名称:「気泡緩衝材(きほうかんしょうざい)」
元々は1950年代にアメリカで壁紙として製造された際に、偶然できた失敗作といわれています。
「掃除しやすい壁紙を」と、当時の主流だった紙の壁紙の上にビニールをかぶせたものを製造したところ、紙とビニールの間に気泡ができてしまったのが始まりといわれています。
まさかこの失敗が世界中で重宝される発明につながるとは、人生わからないものですね。
⑧野球選手が使う白い袋に入った粉
毎日熱戦が繰り広げられる甲子園。ピッチャーがマウンドで使っているあの白い袋に入った粉って、何?
名称:「ロジンバック(ロージンバック)」
白い粉の正体は炭酸マグネシウムなど主成分とした粉末。その粉末を布製の袋に入れたものがロジンバックで、叩いたり振ったりして自分の好きな量を出すことができ、滑り止めとして使います。

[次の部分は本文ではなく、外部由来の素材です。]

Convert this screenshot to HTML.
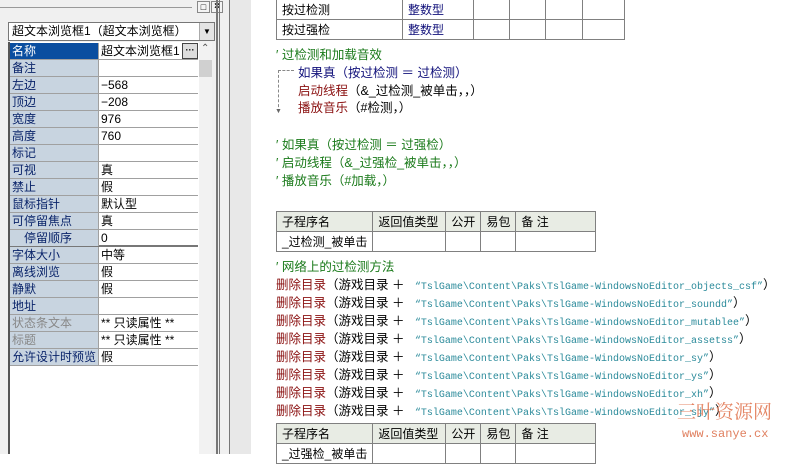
<!DOCTYPE html><html><head><meta charset="utf-8"><style>
*{margin:0;padding:0;box-sizing:border-box}
body{width:785px;height:454px;overflow:hidden;background:#fff;font-family:"Liberation Sans","Noto Sans CJK SC",sans-serif;font-size:12px;position:relative}
.a{position:absolute;white-space:nowrap}
.r{position:absolute;left:10px;width:188px;height:17px;border-bottom:1px solid #a0a0a0}
.r .n{position:absolute;left:0;top:0;width:89px;height:16px;background:#c8d4e0;color:#0a246a;padding-left:2px;line-height:16px;border-right:1px solid #a0a0a0}
.r .v{position:absolute;left:91px;top:0;line-height:16px;color:#000}
table{position:absolute;border-collapse:collapse}
td{border:1px solid #808080;height:20px;padding:0 5px;font-size:12px;white-space:nowrap}
.h td{background:#e8ece4}
.g{color:#1a7a1a}.b{color:#10107a}.d{color:#8a1010}.s{color:#2a8a9a;font-family:"Liberation Mono",monospace;font-size:10px}
.ln{position:absolute;left:276px;white-space:nowrap;font-size:12.5px}
</style></head><body>
<div class="a" style="left:0;top:0;width:251px;height:454px;background:#f0f0f0"></div>
<div class="a" style="left:0;top:7px;width:192px;height:1px;background:#999"></div>
<div class="a" style="left:197px;top:1px;width:13px;height:12px;border:1px solid #888;background:#f4f4f4;font-size:9px;text-align:center;line-height:10px">□</div>
<div class="a" style="left:211px;top:1px;width:12px;height:12px;border:1px solid #888;background:#f4f4f4;font-size:10px;font-weight:bold;text-align:center;line-height:10px">×</div>
<div class="a" style="left:8px;top:22px;width:207px;height:19px;border:1px solid #777;background:#fff;line-height:17px;padding-left:3px">超文本浏览框1（超文本浏览框）</div>
<div class="a" style="left:199px;top:23px;width:15px;height:17px;background:#e4e4e4;border-left:1px solid #aaa;font-size:8px;text-align:center;line-height:17px">▼</div>
<div class="a" style="left:8px;top:42px;width:2px;height:412px;background:#555"></div>
<div class="a" style="left:10px;top:42px;width:189px;height:412px;background:#fff"></div>
<div class="a" style="left:199px;top:42px;width:13px;height:412px;background:#f2f2f2"></div>
<div class="a" style="left:199px;top:60px;width:13px;height:17px;background:#d0d0d0"></div>
<div class="a" style="left:201px;top:43px;font-size:10px;color:#555">⌃</div>
<div class="a" style="left:216px;top:0;width:2px;height:454px;background:#777"></div>
<div class="a" style="left:219px;top:0;width:1px;height:454px;background:#777"></div>
<div class="a" style="left:229px;top:0;width:1px;height:454px;background:#777"></div>
<div class="a" style="left:230px;top:0;width:21px;height:454px;background:#e8e8e8"></div>

<div class="r" style="top:43px"><div class="n" style="background:#0a4ea0;color:#fff">名称</div><div class="v">超文本浏览框1</div></div>
<div class="a" style="left:182px;top:43px;width:16px;height:16px;border:1px solid #444;background:#ddd;font-size:9px;font-weight:bold;text-align:center;line-height:12px">···</div>
<div class="r" style="top:60px"><div class="n">备注</div></div>
<div class="r" style="top:77px"><div class="n">左边</div><div class="v">−568</div></div>
<div class="r" style="top:94px"><div class="n">顶边</div><div class="v">−208</div></div>
<div class="r" style="top:111px"><div class="n">宽度</div><div class="v">976</div></div>
<div class="r" style="top:128px"><div class="n">高度</div><div class="v">760</div></div>
<div class="r" style="top:145px"><div class="n">标记</div></div>
<div class="r" style="top:162px"><div class="n">可视</div><div class="v">真</div></div>
<div class="r" style="top:179px"><div class="n">禁止</div><div class="v">假</div></div>
<div class="r" style="top:196px"><div class="n">鼠标指针</div><div class="v">默认型</div></div>
<div class="r" style="top:213px"><div class="n">可停留焦点</div><div class="v">真</div></div>
<div class="r" style="top:230px;border-bottom:2px solid #777"><div class="n" style="padding-left:14px">停留顺序</div><div class="v">0</div></div>
<div class="r" style="top:247px"><div class="n">字体大小</div><div class="v">中等</div></div>
<div class="r" style="top:264px"><div class="n">离线浏览</div><div class="v">假</div></div>
<div class="r" style="top:281px"><div class="n">静默</div><div class="v">假</div></div>
<div class="r" style="top:298px"><div class="n">地址</div></div>
<div class="r" style="top:315px"><div class="n" style="color:#888">状态条文本</div><div class="v">** 只读属性 **</div></div>
<div class="r" style="top:332px"><div class="n" style="color:#888">标题</div><div class="v">** 只读属性 **</div></div>
<div class="r" style="top:349px"><div class="n">允许设计时预览</div><div class="v">假</div></div>

<table style="left:276px;top:-1px"><tr><td style="width:126px">按过检测</td><td class="b" style="width:71px">整数型</td><td style="width:36px"></td><td style="width:36px"></td><td style="width:37px"></td><td style="width:42px"></td></tr><tr><td>按过强检</td><td class="b">整数型</td><td></td><td></td><td></td><td></td></tr></table>
<div class="ln g" style="top:44px">′ 过检测和加载音效</div>
<div class="a" style="left:278px;top:70px;width:1px;height:42px;border-left:1px dashed #888"></div>
<div class="a" style="left:278px;top:70px;width:16px;height:1px;border-top:1px dashed #888"></div>
<div class="a" style="left:275px;top:108px;font-size:7px;color:#666">▼</div>
<div class="ln b" style="left:298px;top:62px">如果真（按过检测 ＝ 过检测）</div>
<div class="ln" style="left:298px;top:80px"><span class="d">启动线程</span>（&amp;_过检测_被单击，，）</div>
<div class="ln" style="left:298px;top:97px"><span class="d">播放音乐</span>（#检测，）</div>
<div class="ln g" style="top:134px">′ 如果真（按过检测 ＝ 过强检）</div>
<div class="ln g" style="top:152px">′ 启动线程（&amp;_过强检_被单击，，）</div>
<div class="ln g" style="top:170px">′ 播放音乐（#加载，）</div>

<table style="left:276px;top:211px"><tr class="h"><td style="width:94px">子程序名</td><td style="width:73px">返回值类型</td><td style="width:35px">公开</td><td style="width:35px">易包</td><td style="width:80px">备 注</td></tr><tr><td>_过检测_被单击</td><td></td><td></td><td></td><td></td></tr></table>
<div class="ln g" style="top:256px">′ 网络上的过检测方法</div>
<div class="ln" style="top:274px"><span class="d">删除目录</span>（游戏目录 ＋&nbsp;&nbsp; <span class="s">“TslGame\Content\Paks\TslGame-WindowsNoEditor_objects_csf”</span>）</div>
<div class="ln" style="top:292px"><span class="d">删除目录</span>（游戏目录 ＋&nbsp;&nbsp; <span class="s">“TslGame\Content\Paks\TslGame-WindowsNoEditor_soundd”</span>）</div>
<div class="ln" style="top:310px"><span class="d">删除目录</span>（游戏目录 ＋&nbsp;&nbsp; <span class="s">“TslGame\Content\Paks\TslGame-WindowsNoEditor_mutablee”</span>）</div>
<div class="ln" style="top:328px"><span class="d">删除目录</span>（游戏目录 ＋&nbsp;&nbsp; <span class="s">“TslGame\Content\Paks\TslGame-WindowsNoEditor_assetss”</span>）</div>
<div class="ln" style="top:346px"><span class="d">删除目录</span>（游戏目录 ＋&nbsp;&nbsp; <span class="s">“TslGame\Content\Paks\TslGame-WindowsNoEditor_sy”</span>）</div>
<div class="ln" style="top:364px"><span class="d">删除目录</span>（游戏目录 ＋&nbsp;&nbsp; <span class="s">“TslGame\Content\Paks\TslGame-WindowsNoEditor_ys”</span>）</div>
<div class="ln" style="top:382px"><span class="d">删除目录</span>（游戏目录 ＋&nbsp;&nbsp; <span class="s">“TslGame\Content\Paks\TslGame-WindowsNoEditor_xh”</span>）</div>
<div class="ln" style="top:400px"><span class="d">删除目录</span>（游戏目录 ＋&nbsp;&nbsp; <span class="s">“TslGame\Content\Paks\TslGame-WindowsNoEditor_sjy”</span>）</div>
<div class="a" style="left:677px;top:397px;font-size:19px;color:#e0704a;opacity:.85;font-family:'Noto Serif CJK SC',serif">三叶资源网</div>
<div class="a" style="left:682px;top:427px;font-size:12px;color:#e08060;font-family:'Liberation Mono',monospace">www.sanye.cx</div>
<table style="left:276px;top:423px"><tr class="h"><td style="width:94px">子程序名</td><td style="width:73px">返回值类型</td><td style="width:35px">公开</td><td style="width:35px">易包</td><td style="width:80px">备 注</td></tr><tr><td>_过强检_被单击</td><td></td><td></td><td></td><td></td></tr></table>
</body></html>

選手間で使用量の個性が出るのも面白いところ。頻繁かつ大量に使用することで有名な選手もいれば、ほとんど使わない選手も。ロジンバックに注目してスポーツ観戦をしても楽しいですね。
⑨アイスクリーム店で見るアイスを丸く盛り付ける器具
アイスが美味しい季節です。アイスクリーム店で店員さんが盛り付ける際に使っている半円状の器具の名前ご存知でしょうか?
名称:「アイスクリームディッシャー」
アイスクリームディッシャーはアメリカで誕生。アイスクリームを盛り付ける道具にはスクープもありますが、やはり見栄えの良い丸いアイスを盛り付けるならアイスクリームディッシャー!
最近では100円ショップなどでも購入できるので、ご自宅でも気軽に取り入れることができますよ。
⑩靴下を留める金具
靴下の口とつま先の2ヶ所をペアで離れないようにとめている、あの銀色の金具。「言われてみれば確かにあるな」くらいの薄い存在感のものですが、実は名称があるんですよ!
名称:「ソッパス(ソクパス)」
ソッパスは靴下専用の金具。この金具がソッパスと名付けられたのは、コンパスのような形をしているところから。
地域によって形状が異なり、東日本は丸、西日本は四角のものが多いのだそう。
これから靴下購入の際に、自分の地域はどちらが販売されているのか気にしてみると楽しいですね。
ソッパスは、靴下の検品後に手作業で付けられているとか。靴下売り場が美しく秩序を保っていられるのは、製造に携わる人の努力があるからなのですね。
まとめ
普段何気なく目に入って入るものの、意外に正式名称が知られていないものを10個ご紹介しました。
ご紹介したものは生活の主役にはなれないものばかりかもしれません。でも、製造業の方々や職人さんの想いが詰まっているんだなぁと思うと愛着が湧いてきますね。
みなさんもぜひ、意外に知らない身近なものの名前を他にもあれこれ調べてみてはいかがでしょうか?